De há um tempo para cá, começámos a ouvir que os benefícios durante tantos anos atribuídos ao leite podem ser, afinal, questionáveis. Mas já em 1951, o nutricionista da Universidade de Harvard, Mark Hegsted, se interrogou sobre o assunto.
Este investigador queria perceber se os americanos precisavam ou não de beber tanto leite como era recomendado. Por isso, iniciou um estudo que analisou os níveis de cálcio dos prisioneiros do Centro Penitenciário de Lima, no Peru. As suas conclusões, ainda que se tratasse de um estudo pequeno, com uma amostra constituída apenas por homens, mostraram que o corpo humano não precisava de tanto cálcio como até aí se tinha pensado.
Segundo a revista Mother Jones (num artigo com o título “A nova ciência assustadora que mostra que o leite é mau para si“), apesar deste estudo ter sido revolucionário, não teve muitas repercussões. O governo, inclusivamente, apoiado pelos lobbys das corporações de alimentação e comida, continuou a recomendar a ingestão de leite aos americanos.
Entretanto, muitos estudos sobre o leite foram surgindo, nos quais o leite não é propriamente elogiado. Walter Willett, investigador da Universidade de Harvard e seguidor do trabalho de Mark Hegsted, está por detrás de vários estudos deste género.
Num deles, Willet descobriu que os adultos que consumiam produtos lácteos em grandes quantidades tinham maior risco de vir a ter alguns problemas de saúde do que aqueles que os consumiam moderadamente.
Willet tentou perceber qual era a relação entre a ingestão de leite e o risco de fraturas de ossos – pensa-se que o leite ajuda a preveni-las. Num estudo que levou a cabo em 2007, o nutricionista concluiu que, nas mulheres, não existia nenhuma associação entre a ingestão de cálcio e o risco de fratura dos ossos. Em 2014, a VISÃO dava conta de um outro estudo, desta vez da Universidade de Uppsala, na Suécia, que revelava que beber três copos de leite por dia não só não reduzia o risco de fraturas ósseas, como ainda aumentava o risco de morrer mais cedo.
Numa investigação posterior à de Walter Willet, não só se verificou aquilo que foi concluído pelo seu estudo de 2007 como ainda se revelou que as mulheres que bebiam pelo menos dois copos e meio de leite por dia tinham maior risco de fraturar os ossos do que aqueles que bebiam menos.
Mas os estudos de Willet não se ficam por aqui. Existem muitos outros que revelam, por exemplo, que os homens que participaram na investigação e que beberam dois ou mais copos tinham o dobro do risco de desenvolver cancro da proposta do que aqueles que não bebiam.
Nenhum destes estudos é definitivo e ainda há muito por explorar acerca da relação entre a ingestão de produtos lácteos e as doenças.

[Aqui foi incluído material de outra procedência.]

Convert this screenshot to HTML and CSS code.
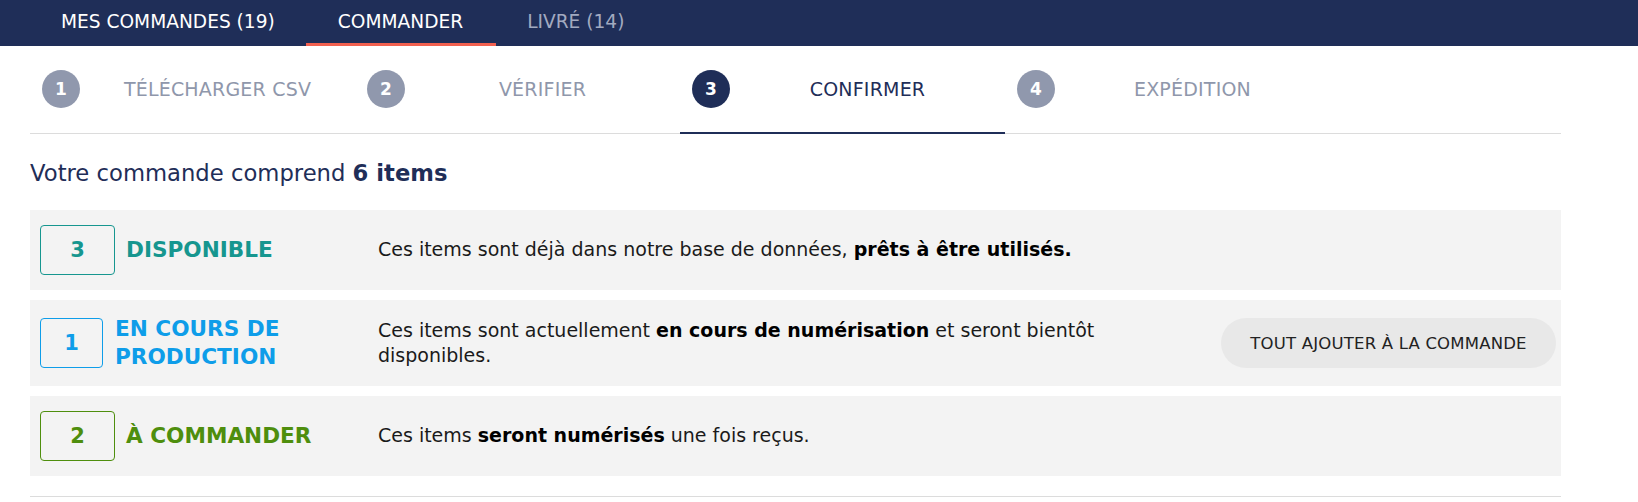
FILE: index.html
```html
<!DOCTYPE html>
<html lang="fr">
<head>
<meta charset="utf-8">
<title>Commander</title>
<link rel="stylesheet" href="styles.css">
</head>
<body>
<nav class="topnav">
  <a class="tab">MES COMMANDES (19)</a>
  <a class="tab tab--active">COMMANDER</a>
  <a class="tab tab--muted">LIVRÉ (14)</a>
</nav>
<main class="page">
  <ol class="stepper">
    <li class="step"><span class="step-num">1</span><span class="step-label">TÉLÉCHARGER CSV</span></li>
    <li class="step"><span class="step-num">2</span><span class="step-label">VÉRIFIER</span></li>
    <li class="step step--active"><span class="step-num">3</span><span class="step-label">CONFIRMER</span></li>
    <li class="step"><span class="step-num">4</span><span class="step-label">EXPÉDITION</span></li>
  </ol>
  <h2 class="summary">Votre commande comprend <strong>6 items</strong></h2>
  <section class="rows">
    <div class="row row--available">
      <div class="status">
        <span class="badge">3</span>
        <span class="status-label">DISPONIBLE</span>
      </div>
      <p class="desc">Ces items sont déjà dans notre base de données, <strong>prêts à être utilisés.</strong></p>
    </div>
    <div class="row row--production">
      <div class="status">
        <span class="badge badge--narrow">1</span>
        <span class="status-label status-label--wrap"><span>EN COURS DE</span> <span>PRODUCTION</span></span>
      </div>
      <p class="desc"><span>Ces items sont actuellement <strong>en cours de numérisation</strong> et seront bientôt</span><br><span>disponibles.</span></p>
      <button class="add-btn">TOUT AJOUTER À LA COMMANDE</button>
    </div>
    <div class="row row--order">
      <div class="status">
        <span class="badge">2</span>
        <span class="status-label">À COMMANDER</span>
      </div>
      <p class="desc">Ces items <strong>seront numérisés</strong> une fois reçus.</p>
    </div>
  </section>
  <div class="rule"></div>
</main>
</body>
</html>
```

FILE: styles.css
```css
* { box-sizing: border-box; }

body {
  margin: 0;
  font-family: "DejaVu Sans", "Noto Sans", sans-serif;
  color: #1a1a1a;
  background: #fff;
}

.topnav {
  display: flex;
  height: 46px;
  background: #1f2e58;
  padding-left: 30px;
}

.tab {
  display: block;
  padding: 0 31px;
  height: 46px;
  line-height: 43px;
  border-bottom: 3px solid transparent;
  color: #fff;
  font-size: 18.6px;
}

.tab--active {
  border-bottom-color: #f2604f;
  padding: 0 33px 0 32px;
}
.tab--muted { color: #a2aac0; }

.page {
  padding: 0 77px 0 30px;
}

.stepper {
  list-style: none;
  margin: 0;
  padding: 0;
  display: flex;
  border-bottom: 1px solid #dcdcdc;
}

.step {
  width: 325px;
  height: 88px;
  display: flex;
  align-items: center;
  padding-left: 12px;
  border-bottom: 2px solid transparent;
  margin-bottom: -1px;
  color: #8f97ab;
}

.step--active {
  border-bottom-color: #1f2e58;
  color: #1f2e58;
}

.step-num {
  width: 38px;
  height: 38px;
  border-radius: 50%;
  background: #9098ad;
  color: #fff;
  font-weight: bold;
  font-size: 17px;
  display: flex;
  align-items: center;
  justify-content: center;
  flex: none;
}

.step--active .step-num { background: #1f2e58; }

.step-label {
  flex: 1;
  text-align: center;
  font-size: 19px;
  letter-spacing: 0.2px;
}

.summary {
  margin: 25px 0 23px;
  font-size: 22.7px;
  line-height: 28px;
  font-weight: normal;
  color: #1f2e58;
}

.summary strong { font-weight: bold; }

.rows {
  display: flex;
  flex-direction: column;
  gap: 10px;
}

.row {
  display: flex;
  align-items: center;
  min-height: 80px;
  padding: 0 5px 0 10px;
  background: #f3f3f3;
}

.row--production { min-height: 86px; }

.status {
  width: 338px;
  flex: none;
  display: flex;
  align-items: center;
  gap: 11px;
}

.row--production .status { gap: 12px; }

.badge {
  width: 75px;
  height: 50px;
  flex: none;
  border: 1px solid currentColor;
  border-radius: 4px;
  display: flex;
  align-items: center;
  justify-content: center;
  font-weight: bold;
  font-size: 21px;
}

.badge--narrow { width: 63px; }

.status-label {
  font-weight: bold;
  font-size: 21.6px;
  line-height: 28px;
}

.status-label--wrap { max-width: 170px; }

.row--available .status { color: #16968f; }
.row--production .status { color: #0e9de9; }
.row--order .status { color: #4e8e0d; }

.desc {
  margin: 0;
  font-size: 19px;
  line-height: 25.5px;
  max-width: 760px;
  color: #1a1a1a;
}

.desc strong { color: #000; }

.add-btn {
  margin-left: auto;
  width: 335px;
  height: 50px;
  border: none;
  border-radius: 25px;
  background: #e8e8e8;
  color: #222;
  font-family: inherit;
  font-size: 16.5px;
  letter-spacing: 0.2px;
}

.rule {
  margin-top: 20px;
  border-top: 1px solid #dcdcdc;
}
```
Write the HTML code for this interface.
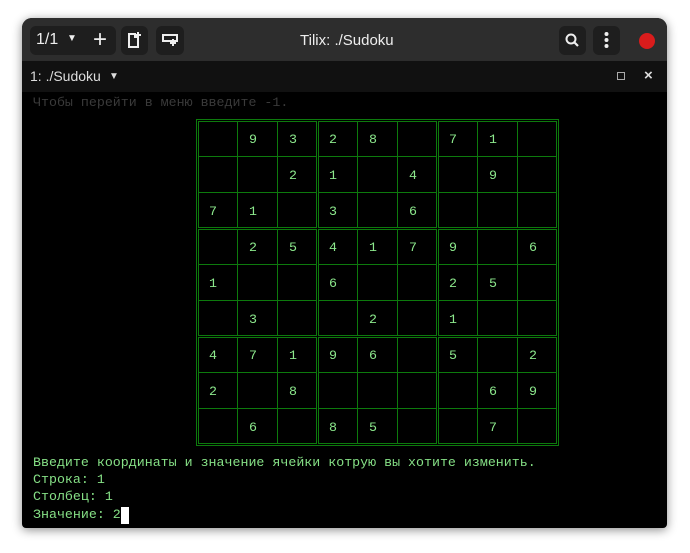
<!DOCTYPE html><html><head><style>
body{margin:0;width:690px;height:553px;background:#fff;position:relative;overflow:hidden;font-family:"Liberation Sans",sans-serif}
.win{position:absolute;left:22px;top:18px;width:645px;height:510px;border-radius:10px 10px 4px 4px;background:#000;overflow:hidden;box-shadow:0 2px 10px rgba(0,0,0,.45)}
.tb{position:absolute;left:0;top:0;width:645px;height:43px;background:#2d2d2d}
.btn{position:absolute;top:8px;height:29px;background:#1e1e1e;border-radius:6px;color:#eee}
.tab{position:absolute;left:0;top:43px;width:645px;height:31px;background:#111;color:#ddd;font-size:14px}
.mono{font-family:"Liberation Mono",monospace;font-size:13.3px;position:absolute;white-space:pre}
.g{color:#86e086}
</style></head><body>
<div class="win">
<div class="tb">
<div class="btn" style="left:8px;width:86px"><span style="position:absolute;left:6px;top:5px;font-size:16px">1/1</span><span style="position:absolute;left:37px;top:7px;font-size:10px">▼</span><span style="position:absolute;left:63px;top:0px;font-size:24px">+</span></div>
<div class="btn" style="left:99px;width:27px"><svg width="27" height="29"><path d="M8 8h6v3h3v10H8z" fill="none" stroke="#eee" stroke-width="2"/><path d="M17 6v6M14 9h6" stroke="#eee" stroke-width="2"/></svg></div>
<div class="btn" style="left:134px;width:28px"><svg width="28" height="29"><path d="M7 9h14v6H7z" fill="none" stroke="#eee" stroke-width="2"/><path d="M17 13v7M14 17h6" stroke="#eee" stroke-width="2"/></svg></div>
<div style="position:absolute;left:278px;top:14px;color:#eee;font-size:15px">Tilix: ./Sudoku</div>
<div class="btn" style="left:537px;width:27px"><svg width="27" height="29"><circle cx="12" cy="13" r="4.5" fill="none" stroke="#eee" stroke-width="2"/><path d="M15 16l4 4" stroke="#eee" stroke-width="2.2"/></svg></div>
<div class="btn" style="left:571px;width:27px"><svg width="27" height="29"><circle cx="13.5" cy="8" r="2" fill="#eee"/><circle cx="13.5" cy="14" r="2" fill="#eee"/><circle cx="13.5" cy="20" r="2" fill="#eee"/></svg></div>
<div style="position:absolute;left:617px;top:15px;width:16px;height:16px;border-radius:50%;background:#d91c1c"></div>
</div>
<div class="tab"><span style="position:absolute;left:8px;top:7px">1: ./Sudoku</span><span style="position:absolute;left:87px;top:10px;font-size:10px">▼</span>
<div style="position:absolute;left:595px;top:11px;width:6px;height:6px;border:1.5px solid #aaa"></div>
<span style="position:absolute;left:622px;top:6px;font-size:15px;font-weight:bold">×</span></div>
</div>
<div class="mono" style="left:33px;top:95px;color:#3a3a3a">Чтобы перейти в меню введите -1.</div>
<svg style="position:absolute;left:0;top:0" width="690" height="553">
<g fill="none" stroke="#0d7a0d" stroke-width="1">
<rect x="196.5" y="119.5" width="362" height="326"/>
<g id="b"><rect x="198.5" y="121.5" width="118" height="106"/><path d="M237.5 121v107M277.5 121v107M198 156.5h119M198 192.5h119"/></g>
<use href="#b" x="120"/><use href="#b" x="240"/>
<use href="#b" y="108"/><use href="#b" x="120" y="108"/><use href="#b" x="240" y="108"/>
<use href="#b" y="216"/><use href="#b" x="120" y="216"/><use href="#b" x="240" y="216"/>
</g>
<g font-family="Liberation Mono,monospace" font-size="13.3" fill="#8ce88c" text-anchor="middle">
<text x="253" y="143">9</text><text x="293" y="143">3</text><text x="333" y="143">2</text><text x="373" y="143">8</text><text x="453" y="143">7</text><text x="493" y="143">1</text>
<text x="293" y="179">2</text><text x="333" y="179">1</text><text x="413" y="179">4</text><text x="493" y="179">9</text>
<text x="213" y="215">7</text><text x="253" y="215">1</text><text x="333" y="215">3</text><text x="413" y="215">6</text>
<text x="253" y="251">2</text><text x="293" y="251">5</text><text x="333" y="251">4</text><text x="373" y="251">1</text><text x="413" y="251">7</text><text x="453" y="251">9</text><text x="533" y="251">6</text>
<text x="213" y="287">1</text><text x="333" y="287">6</text><text x="453" y="287">2</text><text x="493" y="287">5</text>
<text x="253" y="323">3</text><text x="373" y="323">2</text><text x="453" y="323">1</text>
<text x="213" y="359">4</text><text x="253" y="359">7</text><text x="293" y="359">1</text><text x="333" y="359">9</text><text x="373" y="359">6</text><text x="453" y="359">5</text><text x="533" y="359">2</text>
<text x="213" y="395">2</text><text x="293" y="395">8</text><text x="493" y="395">6</text><text x="533" y="395">9</text>
<text x="253" y="431">6</text><text x="333" y="431">8</text><text x="373" y="431">5</text><text x="493" y="431">7</text>
</g></svg>
<div class="mono g" style="left:33px;top:455px">Введите координаты и значение ячейки котрую вы хотите изменить.</div>
<div class="mono g" style="left:33px;top:472px">Строка: 1</div>
<div class="mono g" style="left:33px;top:489px">Столбец: 1</div>
<div class="mono g" style="left:33px;top:507px">Значение: 2</div>
<div style="position:absolute;left:121px;top:507px;width:8px;height:17px;background:#fff"></div>
</body></html>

Mas aquilo que Willet recomenda é que, por precaução, as pessoas se fiquem por duas porções de laticínios por dia e que limitem a ingestão de cálcio a 1000 miligramas por dia.
No entanto, nos EUA, o comité que aconselha os americanos sobre que diretrizes alimentares devem tomar, não concorda com as recomendações de Willet. A revista Mother Jones analisou os membros pertencentes a esse comité e descobriu que muitos deles têm relações com grandes empresas de laticínios. Além disso, estas empresas gastam milhões de dólares por ano em doações para associações americanas de nutrição. Segundo a revista, as empresas de laticínios gastam cerca de 64 milhões de dólares em doações para os políticos e em lobbying federal.
Estas descobertas colocam em causa alguns dos estudos apresentados por estas organizações de nutrição acerca dos benefícios do leite. É que apesar de a porta voz do Comité Nacional de Laticínios americano ter garantido que os estudos são autónomos, a verdade é que, segundo uma recolha de informação feita por Lenny Lesser, mais de um terço dos estudos sobre leite publicados entre 1999 e 2003 receberam fundos de alguma indústria de laticínios e dos 15 financiados inteiramente por elas nenhum chegou a conclusões que fossem contra os interesses corporativos.